Flotan dos respuestas posibles ante este enigma. La primera
es de índole macroeconómica y política; la segunda, dialéctica y cultural. La
cantidad de dinero, la rapidez del acuerdo con el Fondo y sus condiciones
técnicas (relativamente suaves si las comparamos con otros países y con otros
tiempos) solo pueden explicarse con el valor estratégico que para las
democracias del hemisferio norte significa esta emblemática nación
latinoamericana. Que no debe retroceder al populismo. El recorte es difícil y
amargo, pero se lo debe poner en contexto: el Gobierno ya bajó este año 200.000
millones en el rubro "gasto público" (150.000 en términos de déficit fiscal),
y lo hizo mientras la economía y las inversiones crecían, guarismos que ahora
se echarán de menos. Es cierto que el inminente esfuerzo duplica estos números,
y que el ajuste es como la dieta calórica: resulta más fácil bajar de peso al
principio que en la segunda o tercera fase del régimen; se comienza por la
grasa y luego se roza el músculo. Pero aquí se nota una cierta dualidad entre
alarma y relativización. Por un lado, las restricciones son fuertes, pero por
otro no son incumplibles ni titánicas. Por momentos, pareciera que el
oficialismo dramatiza para concientizar sobre una crisis mayor y para negociar
desde posiciones un poco más cómodas con la oposición institucional. Acto
seguido, busca desdramatizar esa operación para no sumar pánico social ni contraer
aún más el consumo y las changas. Dos convicciones animan a la mesa chica: la
recesión será corta y se abre un período de intensas conversaciones por el
presupuesto donde casi nada está descartado, pero donde resulta mal negocio
precipitarse y adelantar lo que no se quiere ceder, aunque quizás al final deba
cederse por imperio de las circunstancias. No parecen inspirarlos la ideología,
sino las tácticas del póquer.
La desesperante corrida cambiaria y la megadevaluación son
crueles y reales, sobre todo en el conurbano de la informalidad, pero existe
igualmente la falsa percepción de una hecatombe generalizada. En verdad, el PBI
cayó en 2009 un 6% y volvió a caer un 2,4% en 2014, temporada en que la
inflación orilló el 37%. En 2018, la economía crecerá a pesar de la crisis y
arañará el 1%, y la tasa inflacionaria, en el peor escenario posible, no
superará este año el 30%. Esta comparación, que no exculpa ni atenúa el
presente, nos mete sin embargo en el terreno de las subjetividades políticas y
culturales: ¿relato amortigua recesión? ¿La épica permite capear el temporal,
construir un sentido y trazar un horizonte? Habría que releer urgentemente las
últimas biografías de Churchill. Tal vez Macri no comprenda la diferencia entre
cuentista y cuentero. Entre la fiction,
género de la invención completa que el kirchnerismo practicó con tanto éxito
para hartazgo de la población, y la non-fiction,
crónica de la realidad pura pero narrada con emocionalidad, suspenso,
persuasión realista y, en ocasiones, hasta con rasgos de epopeya. El Gobierno
perdió su tensión narrativa. Es por ahora incapaz de convocar una ilusión y,
contra la pared, quizás incluso no pueda recordar con precisión para qué fue
votado. Carl Jung dijo alguna vez: "Nosotros no vivimos nuestra biografía,
encarnamos un mito". Si eso es verdad, se trata en este caso del mito
republicano del país normal: Cambiemos será severamente juzgado como
instrumento de ese propósito que le encargaron millones de argentinos.
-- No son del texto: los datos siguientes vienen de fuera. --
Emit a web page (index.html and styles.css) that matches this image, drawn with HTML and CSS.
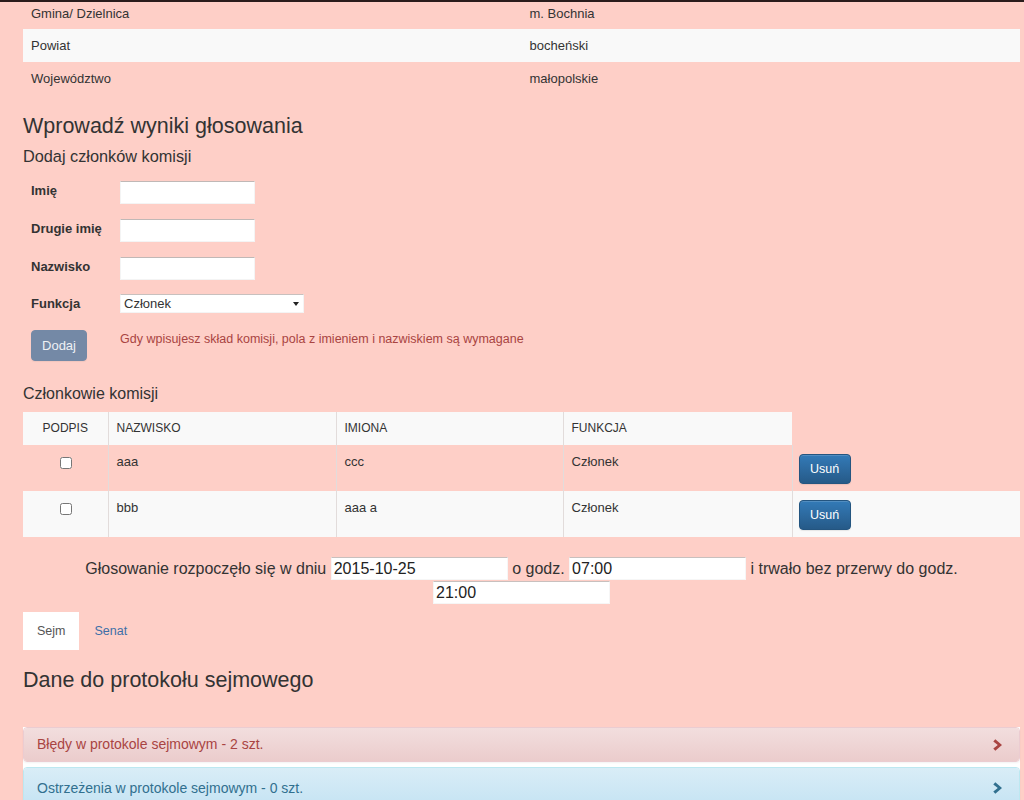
FILE: index.html
```html
<!DOCTYPE html>
<html lang="pl">
<head>
<meta charset="utf-8">
<title>Wprowadź wyniki głosowania</title>
<link rel="stylesheet" href="styles.css">
</head>
<body>
<div class="topbar"></div>
<main class="container">
  <table class="info">
    <tbody>
      <tr class="first"><td>Gmina/ Dzielnica</td><td>m. Bochnia</td></tr>
      <tr class="striped"><td>Powiat</td><td>bocheński</td></tr>
      <tr><td>Województwo</td><td>małopolskie</td></tr>
    </tbody>
  </table>

  <h2 class="title">Wprowadź wyniki głosowania</h2>
  <h3 class="subtitle">Dodaj członków komisji</h3>

  <form class="member-form">
    <div class="form-row"><label for="imie">Imię</label><input id="imie" type="text" class="field"></div>
    <div class="form-row"><label for="drugie">Drugie imię</label><input id="drugie" type="text" class="field"></div>
    <div class="form-row"><label for="nazwisko">Nazwisko</label><input id="nazwisko" type="text" class="field"></div>
    <div class="form-row select-row">
      <label for="funkcja">Funkcja</label>
      <span class="select-wrap">
        <select id="funkcja" class="select"><option>Członek</option></select>
        <span class="caret"></span>
      </span>
    </div>
    <div class="form-actions">
      <button type="button" class="btn btn-disabled">Dodaj</button>
      <p class="help">Gdy wpisujesz skład komisji, pola z imieniem i nazwiskiem są wymagane</p>
    </div>
  </form>

  <h3 class="section-title">Członkowie komisji</h3>
  <table class="members">
    <colgroup>
      <col class="c-sign"><col class="c-name"><col class="c-first"><col class="c-func"><col class="c-act">
    </colgroup>
    <thead>
      <tr><th class="center">PODPIS</th><th>NAZWISKO</th><th>IMIONA</th><th>FUNKCJA</th><th class="empty"></th></tr>
    </thead>
    <tbody>
      <tr><td class="center"><input type="checkbox" class="check"></td><td>aaa</td><td>ccc</td><td>Członek</td><td><button type="button" class="btn btn-primary">Usuń</button></td></tr>
      <tr class="striped"><td class="center"><input type="checkbox" class="check"></td><td>bbb</td><td>aaa a</td><td>Członek</td><td><button type="button" class="btn btn-primary">Usuń</button></td></tr>
    </tbody>
  </table>

  <p class="vote-time">Głosowanie rozpoczęło się w dniu <input type="text" class="time-field" value="2015-10-25"> o godz. <input type="text" class="time-field" value="07:00"> i trwało bez przerwy do godz. <input type="text" class="time-field" value="21:00"></p>

  <ul class="tabs">
    <li class="active"><a href="#sejm">Sejm</a></li>
    <li><a href="#senat">Senat</a></li>
  </ul>

  <h2 class="title protocol-title">Dane do protokołu sejmowego</h2>

  <div class="panel-group">
    <div class="panel panel-danger">
      <div class="panel-heading">
        <span>Błędy w protokole sejmowym - 2 szt.</span>
        <svg class="chevron" width="10" height="12" viewBox="0 0 10 12" aria-hidden="true"><polygon points="2.3,0.3 9,6 2.3,11.7 0.3,9.5 4.8,6 0.3,2.5"/></svg>
      </div>
    </div>
    <div class="panel panel-info">
      <div class="panel-heading">
        <span>Ostrzeżenia w protokole sejmowym - 0 szt.</span>
        <svg class="chevron" width="10" height="12" viewBox="0 0 10 12" aria-hidden="true"><polygon points="2.3,0.3 9,6 2.3,11.7 0.3,9.5 4.8,6 0.3,2.5"/></svg>
      </div>
    </div>
  </div>
</main>
</body>
</html>
```

FILE: styles.css
```css
* { box-sizing: border-box; }

html, body {
  margin: 0;
  padding: 0;
}

body {
  background: #fecfc7;
  color: #333;
  font-family: "Liberation Sans", Arial, sans-serif;
  font-size: 13px;
  line-height: 17px;
  overflow: hidden;
}

.topbar {
  height: 2px;
  background: #2a1c1c;
}

.container {
  padding: 0 4px 0 23px;
}

/* info table */
.info {
  width: 100%;
  border-collapse: collapse;
  table-layout: fixed;
}
.info td {
  padding: 8px;
  line-height: 17px;
  vertical-align: top;
}
.info tr.first td {
  padding-top: 3px;
  padding-bottom: 7px;
}
.striped td { background: #f9f9f9; }

/* headings */
.title {
  margin: 19px 0 0;
  font-size: 21.5px;
  line-height: 24px;
  font-weight: normal;
}
.subtitle {
  margin: 8px 0 0;
  font-size: 16.3px;
  line-height: 20px;
  font-weight: normal;
}

/* form */
.member-form {
  margin-top: 15px;
  padding-left: 8px;
  display: flex;
  flex-direction: column;
  gap: 15px;
}
.form-row {
  display: grid;
  grid-template-columns: 89px auto;
  align-items: center;
  height: 23px;
}
.form-row label {
  font-weight: bold;
  line-height: 17px;
  margin-top: -4px;
}
.select-row label { margin-top: 0; }
.field {
  width: 135px;
  height: 23px;
  margin: 0;
  background: #fff;
  border: 1px solid #f4f4f4;
  border-top-color: #c0b8b6;
  font: 13px "Liberation Sans", Arial, sans-serif;
  padding: 0 3px;
}
.select-row {
  height: 19px;
  margin-top: -1px;
}
.select-wrap {
  position: relative;
  display: inline-block;
  width: 184px;
  height: 19px;
}
.select {
  appearance: none;
  -webkit-appearance: none;
  width: 184px;
  height: 19px;
  margin: 0;
  border: 1px solid #f4f4f4;
  border-top-color: #c8c0be;
  border-radius: 0;
  background: #fff;
  color: #333;
  font: 13px "Liberation Sans", Arial, sans-serif;
  padding: 0 3px;
  line-height: 17px;
}
.caret {
  position: absolute;
  right: 5px;
  top: 8px;
  width: 0;
  height: 0;
  border-left: 3.5px solid transparent;
  border-right: 3.5px solid transparent;
  border-top: 4px solid #222;
}

.form-actions {
  display: grid;
  grid-template-columns: 89px auto;
  align-items: start;
  margin-top: 2px;
}
.help {
  margin: 0;
  color: #a94442;
  font-size: 12.5px;
  line-height: 18px;
}

.btn {
  display: inline-block;
  font: 13px "Liberation Sans", Arial, sans-serif;
  line-height: 18px;
  padding: 5px 12px;
  border-radius: 4px;
  border: 1px solid transparent;
  color: #fff;
  cursor: pointer;
}
.btn-disabled {
  width: 56px;
  height: 31px;
  padding: 5px 0;
  text-align: center;
  background: #7489a6;
  border-color: #7489a6;
  color: #eef0f4;
  box-shadow: 0 1px 1px rgba(0,0,0,.05);
}
.btn-primary {
  background: linear-gradient(to bottom, #337ab7 0, #265a88 100%);
  border-color: #245580;
  box-shadow: inset 0 1px 0 rgba(255,255,255,.15), 0 1px 1px rgba(0,0,0,.08);
  width: 52px;
  height: 30px;
  padding: 5px 0;
  text-align: center;
  font-size: 12.5px;
  margin: 1px 0 0 -2px;
}

/* members */
.section-title {
  margin: 24px 0 0;
  font-size: 16px;
  line-height: 18px;
  font-weight: normal;
}
.members {
  width: 100%;
  margin-top: 9px;
  border-collapse: collapse;
  table-layout: fixed;
}
.c-sign { width: 85px; }
.c-name { width: 228px; }
.c-first { width: 227px; }
.c-func { width: 229px; }
.c-act { width: 228px; }

.members th {
  background: #f9f9f9;
  font-weight: normal;
  font-size: 12px;
  text-align: left;
  padding: 8px;
  line-height: 17px;
}
.members th.empty { background: transparent; }
.members td {
  padding: 8px 8px 7px;
  line-height: 17px;
  vertical-align: top;
}
.members th + th,
.members td + td {
  border-left: 1px solid #e2dcdb;
}
.members th.empty { border-left-color: transparent; }
.members .center { text-align: center; }
.check {
  margin: 4px 0 0 2px;
  width: 12px;
  height: 12px;
}

/* vote time */
.vote-time {
  margin: 20px 0 0;
  text-align: center;
  font-size: 16px;
  line-height: 24px;
}
.time-field {
  width: 177px;
  height: 23px;
  margin: 0;
  vertical-align: top;
  background: #fff;
  border: 1px solid #f6f6f6;
  border-top-color: #c8c0be;
  font: 16px "Liberation Sans", Arial, sans-serif;
  color: #222;
  padding: 0 2px;
}

/* tabs */
.tabs {
  list-style: none;
  margin: 7px 0 0;
  padding: 0;
  display: flex;
  gap: 1px;
}
.tabs a {
  display: block;
  padding: 10px 14px;
  line-height: 18px;
  font-size: 12.5px;
  color: #3d6fa8;
  text-decoration: none;
}
.tabs .active a {
  background: #fff;
  color: #555;
}

.protocol-title {
  margin-top: 18px;
}

/* panels */
.panel-group {
  margin-top: 35px;
  background: #fff;
  display: flex;
  flex-direction: column;
  gap: 5px;
}
.panel {
  border: 1px solid transparent;
  border-radius: 4px;
  box-shadow: 0 1px 2px rgba(0,0,0,.05);
}
.panel-heading {
  display: flex;
  justify-content: space-between;
  align-items: center;
  padding: 9px 17px 9px 13px;
  font-size: 14px;
  line-height: 15px;
  border-radius: 3px;
}
.panel-danger { border-color: #ebccd1; }
.panel-danger .panel-heading {
  background: linear-gradient(to bottom, #f2dede 0, #ebcccc 100%);
  color: #a94442;
}
.panel-danger .chevron { fill: #a94442; }
.panel-info { border-color: #bce8f1; }
.panel-info .panel-heading {
  background: linear-gradient(to bottom, #d9edf7 0, #c4e3f3 100%);
  color: #31708f;
  height: 40px;
}
.panel-info .chevron { fill: #31708f; }
.chevron { margin-right: -1px; }
```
Cristina Kirchner y Mauricio Macri, tan opuestos en tantos
asuntos, comparten no obstante una característica común: la resiliencia. Esa
capacidad para superar los peores momentos, salir adelante y dar vuelta un
partido. También la coalición gobernante demostró resiliencia al resistir la
tentación de balcanizarse por el ego o por la falta de temple frente a la
adversidad de la crisis, como ocurrió trágicamente en el pasado. Stevenson
decía que la vida no era cuestión de tener buenas cartas, sino de jugar bien
con una mano pobre. Y Hemingway iba más allá: el mundo nos rompe a todos, y
después, algunos son fuertes en los lugares rotos.